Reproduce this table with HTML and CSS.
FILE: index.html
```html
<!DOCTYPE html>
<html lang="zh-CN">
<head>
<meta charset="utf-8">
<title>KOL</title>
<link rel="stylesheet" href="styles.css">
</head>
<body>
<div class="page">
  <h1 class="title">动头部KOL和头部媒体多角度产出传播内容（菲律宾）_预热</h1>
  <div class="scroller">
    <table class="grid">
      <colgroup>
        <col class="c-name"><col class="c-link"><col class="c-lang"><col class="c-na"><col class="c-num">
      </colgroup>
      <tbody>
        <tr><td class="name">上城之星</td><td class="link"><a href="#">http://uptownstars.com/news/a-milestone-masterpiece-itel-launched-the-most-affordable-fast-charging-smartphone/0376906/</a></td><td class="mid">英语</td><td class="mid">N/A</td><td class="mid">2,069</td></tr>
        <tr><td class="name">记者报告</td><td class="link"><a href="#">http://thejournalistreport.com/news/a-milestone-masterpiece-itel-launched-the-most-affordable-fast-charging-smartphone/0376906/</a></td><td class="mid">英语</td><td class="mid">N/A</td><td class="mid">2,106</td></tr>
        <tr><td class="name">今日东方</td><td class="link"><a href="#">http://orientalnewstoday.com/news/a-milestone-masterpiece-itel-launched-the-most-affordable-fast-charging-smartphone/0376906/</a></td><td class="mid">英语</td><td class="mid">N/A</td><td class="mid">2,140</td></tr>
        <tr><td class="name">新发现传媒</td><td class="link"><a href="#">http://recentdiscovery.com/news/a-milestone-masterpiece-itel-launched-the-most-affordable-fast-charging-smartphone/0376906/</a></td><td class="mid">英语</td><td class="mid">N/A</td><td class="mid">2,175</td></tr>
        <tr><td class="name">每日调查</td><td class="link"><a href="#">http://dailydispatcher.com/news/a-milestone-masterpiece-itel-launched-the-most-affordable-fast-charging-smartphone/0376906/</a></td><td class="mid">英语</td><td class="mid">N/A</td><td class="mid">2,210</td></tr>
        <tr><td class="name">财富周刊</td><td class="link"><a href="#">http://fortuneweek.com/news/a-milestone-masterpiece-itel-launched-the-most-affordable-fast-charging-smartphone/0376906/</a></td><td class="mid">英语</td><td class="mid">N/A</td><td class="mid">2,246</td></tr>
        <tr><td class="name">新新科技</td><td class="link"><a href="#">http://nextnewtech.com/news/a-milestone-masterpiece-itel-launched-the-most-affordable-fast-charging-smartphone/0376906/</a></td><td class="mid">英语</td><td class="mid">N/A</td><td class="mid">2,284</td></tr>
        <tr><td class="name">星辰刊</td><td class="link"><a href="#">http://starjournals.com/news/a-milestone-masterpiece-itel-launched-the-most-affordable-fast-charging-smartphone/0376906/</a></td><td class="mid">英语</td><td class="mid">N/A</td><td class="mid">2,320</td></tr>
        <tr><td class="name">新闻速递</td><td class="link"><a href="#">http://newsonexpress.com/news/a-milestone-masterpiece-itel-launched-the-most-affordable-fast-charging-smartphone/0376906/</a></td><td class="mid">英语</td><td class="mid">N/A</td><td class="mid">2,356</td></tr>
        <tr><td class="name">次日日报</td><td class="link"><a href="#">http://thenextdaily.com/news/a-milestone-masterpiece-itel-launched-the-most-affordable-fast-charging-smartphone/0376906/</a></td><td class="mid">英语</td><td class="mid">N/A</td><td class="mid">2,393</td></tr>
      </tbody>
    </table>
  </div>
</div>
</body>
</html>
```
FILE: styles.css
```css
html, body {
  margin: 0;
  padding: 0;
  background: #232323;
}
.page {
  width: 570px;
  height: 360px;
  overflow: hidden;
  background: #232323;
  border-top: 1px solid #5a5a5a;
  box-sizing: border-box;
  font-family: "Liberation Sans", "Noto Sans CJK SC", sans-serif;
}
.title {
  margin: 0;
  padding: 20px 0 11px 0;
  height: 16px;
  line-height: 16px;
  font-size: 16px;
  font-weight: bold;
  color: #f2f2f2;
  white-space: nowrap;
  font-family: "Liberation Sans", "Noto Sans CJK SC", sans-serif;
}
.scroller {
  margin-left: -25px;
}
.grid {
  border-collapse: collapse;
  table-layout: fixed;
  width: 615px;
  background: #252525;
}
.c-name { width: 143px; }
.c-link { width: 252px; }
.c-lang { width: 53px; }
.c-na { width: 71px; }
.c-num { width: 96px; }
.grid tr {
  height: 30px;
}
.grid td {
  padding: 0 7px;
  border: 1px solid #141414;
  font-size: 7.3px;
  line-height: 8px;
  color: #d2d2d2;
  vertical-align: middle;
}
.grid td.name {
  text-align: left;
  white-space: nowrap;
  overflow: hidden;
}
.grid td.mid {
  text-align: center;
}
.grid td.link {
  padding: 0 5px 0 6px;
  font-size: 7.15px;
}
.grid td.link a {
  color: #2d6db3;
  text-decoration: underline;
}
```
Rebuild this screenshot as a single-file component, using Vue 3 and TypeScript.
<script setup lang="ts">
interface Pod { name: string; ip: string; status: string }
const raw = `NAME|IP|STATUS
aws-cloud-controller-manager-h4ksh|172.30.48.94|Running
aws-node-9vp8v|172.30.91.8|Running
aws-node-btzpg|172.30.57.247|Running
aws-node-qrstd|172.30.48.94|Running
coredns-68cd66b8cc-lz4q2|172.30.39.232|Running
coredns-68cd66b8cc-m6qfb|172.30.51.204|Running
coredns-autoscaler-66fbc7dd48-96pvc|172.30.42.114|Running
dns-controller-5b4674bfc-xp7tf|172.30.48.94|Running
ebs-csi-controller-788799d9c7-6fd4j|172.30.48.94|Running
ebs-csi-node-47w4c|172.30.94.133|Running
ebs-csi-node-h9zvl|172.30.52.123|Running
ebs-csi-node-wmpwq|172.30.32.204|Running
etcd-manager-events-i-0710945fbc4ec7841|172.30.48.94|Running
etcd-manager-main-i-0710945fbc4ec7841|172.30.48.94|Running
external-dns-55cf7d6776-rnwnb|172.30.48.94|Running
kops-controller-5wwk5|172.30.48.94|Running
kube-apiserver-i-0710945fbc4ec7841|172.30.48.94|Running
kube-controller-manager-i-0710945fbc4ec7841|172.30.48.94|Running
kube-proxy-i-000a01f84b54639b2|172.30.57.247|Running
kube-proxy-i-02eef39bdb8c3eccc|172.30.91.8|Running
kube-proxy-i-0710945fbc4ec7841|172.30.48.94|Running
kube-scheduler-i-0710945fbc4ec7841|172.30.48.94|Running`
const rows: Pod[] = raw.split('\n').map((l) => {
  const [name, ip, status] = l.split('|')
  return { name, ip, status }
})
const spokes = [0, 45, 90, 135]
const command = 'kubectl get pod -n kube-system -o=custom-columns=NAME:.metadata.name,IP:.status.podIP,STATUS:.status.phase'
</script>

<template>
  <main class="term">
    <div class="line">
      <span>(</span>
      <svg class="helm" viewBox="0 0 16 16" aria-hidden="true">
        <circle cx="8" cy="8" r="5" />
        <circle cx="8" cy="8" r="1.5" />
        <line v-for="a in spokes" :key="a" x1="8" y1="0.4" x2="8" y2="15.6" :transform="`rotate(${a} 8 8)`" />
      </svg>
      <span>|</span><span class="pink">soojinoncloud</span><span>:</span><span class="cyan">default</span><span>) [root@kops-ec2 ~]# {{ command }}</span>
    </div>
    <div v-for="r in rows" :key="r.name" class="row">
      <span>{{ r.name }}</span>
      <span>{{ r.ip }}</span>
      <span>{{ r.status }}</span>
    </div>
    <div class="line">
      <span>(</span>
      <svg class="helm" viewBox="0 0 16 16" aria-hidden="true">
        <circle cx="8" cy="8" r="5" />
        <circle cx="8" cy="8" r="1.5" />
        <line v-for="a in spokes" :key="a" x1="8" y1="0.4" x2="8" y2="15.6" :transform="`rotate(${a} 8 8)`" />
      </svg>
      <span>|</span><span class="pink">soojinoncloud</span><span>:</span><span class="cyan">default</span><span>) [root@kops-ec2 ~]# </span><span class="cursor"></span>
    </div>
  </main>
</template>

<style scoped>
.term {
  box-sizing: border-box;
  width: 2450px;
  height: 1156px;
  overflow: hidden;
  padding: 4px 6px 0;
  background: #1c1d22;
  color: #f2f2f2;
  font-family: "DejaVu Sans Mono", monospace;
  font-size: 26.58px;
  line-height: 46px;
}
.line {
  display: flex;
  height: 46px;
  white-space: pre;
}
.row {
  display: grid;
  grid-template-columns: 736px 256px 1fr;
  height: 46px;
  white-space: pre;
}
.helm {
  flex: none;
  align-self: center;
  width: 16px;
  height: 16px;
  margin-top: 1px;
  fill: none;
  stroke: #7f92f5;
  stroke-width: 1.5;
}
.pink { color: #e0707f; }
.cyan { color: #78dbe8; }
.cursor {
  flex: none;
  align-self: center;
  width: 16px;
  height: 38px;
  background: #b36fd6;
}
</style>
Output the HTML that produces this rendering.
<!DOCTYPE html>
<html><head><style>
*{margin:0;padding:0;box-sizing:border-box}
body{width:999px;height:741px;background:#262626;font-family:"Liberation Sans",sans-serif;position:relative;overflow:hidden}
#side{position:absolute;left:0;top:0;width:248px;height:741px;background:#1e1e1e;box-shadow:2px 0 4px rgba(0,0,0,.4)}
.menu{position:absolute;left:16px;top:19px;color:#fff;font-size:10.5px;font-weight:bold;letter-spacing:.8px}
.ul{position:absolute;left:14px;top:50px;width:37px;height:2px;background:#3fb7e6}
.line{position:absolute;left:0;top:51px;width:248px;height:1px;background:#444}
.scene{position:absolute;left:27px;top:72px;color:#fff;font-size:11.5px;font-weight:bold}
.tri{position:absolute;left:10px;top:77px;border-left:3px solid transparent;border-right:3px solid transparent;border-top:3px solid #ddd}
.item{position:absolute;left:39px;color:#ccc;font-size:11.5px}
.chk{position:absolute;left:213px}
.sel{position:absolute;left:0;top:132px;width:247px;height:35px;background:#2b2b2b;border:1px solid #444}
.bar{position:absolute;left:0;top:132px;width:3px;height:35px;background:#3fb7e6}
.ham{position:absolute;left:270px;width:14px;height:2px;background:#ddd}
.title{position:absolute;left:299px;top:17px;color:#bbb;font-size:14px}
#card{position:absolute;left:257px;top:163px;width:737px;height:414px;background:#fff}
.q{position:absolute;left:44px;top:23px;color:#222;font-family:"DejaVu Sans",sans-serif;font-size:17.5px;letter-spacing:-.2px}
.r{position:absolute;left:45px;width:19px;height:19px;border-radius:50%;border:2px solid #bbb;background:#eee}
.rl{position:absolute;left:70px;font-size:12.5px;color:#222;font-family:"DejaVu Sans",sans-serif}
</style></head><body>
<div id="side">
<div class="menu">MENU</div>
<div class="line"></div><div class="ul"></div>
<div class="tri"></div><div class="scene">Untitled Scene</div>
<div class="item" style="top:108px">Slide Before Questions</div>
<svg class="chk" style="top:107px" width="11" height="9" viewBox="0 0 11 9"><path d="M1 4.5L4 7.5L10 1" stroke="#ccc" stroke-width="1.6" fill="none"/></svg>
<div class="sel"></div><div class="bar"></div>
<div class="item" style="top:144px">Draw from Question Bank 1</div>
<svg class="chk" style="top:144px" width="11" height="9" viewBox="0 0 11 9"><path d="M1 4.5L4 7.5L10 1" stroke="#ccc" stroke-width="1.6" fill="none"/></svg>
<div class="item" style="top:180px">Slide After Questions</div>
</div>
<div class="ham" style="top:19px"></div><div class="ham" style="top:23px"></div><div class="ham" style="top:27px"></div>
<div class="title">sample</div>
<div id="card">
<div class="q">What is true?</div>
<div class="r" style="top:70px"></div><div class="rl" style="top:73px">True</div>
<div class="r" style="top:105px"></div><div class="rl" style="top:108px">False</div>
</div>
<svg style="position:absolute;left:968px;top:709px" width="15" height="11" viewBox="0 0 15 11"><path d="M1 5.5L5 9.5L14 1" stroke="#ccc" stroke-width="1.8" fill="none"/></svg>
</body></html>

——

▶ **Task**: Locate each line with the word "this" and copy it.

▶ **Exercise output**:
Reproduce this table with HTML and CSS.
Rebuild this screenshot as a single-file component, using Vue 3 and TypeScript.
Output the HTML that produces this rendering.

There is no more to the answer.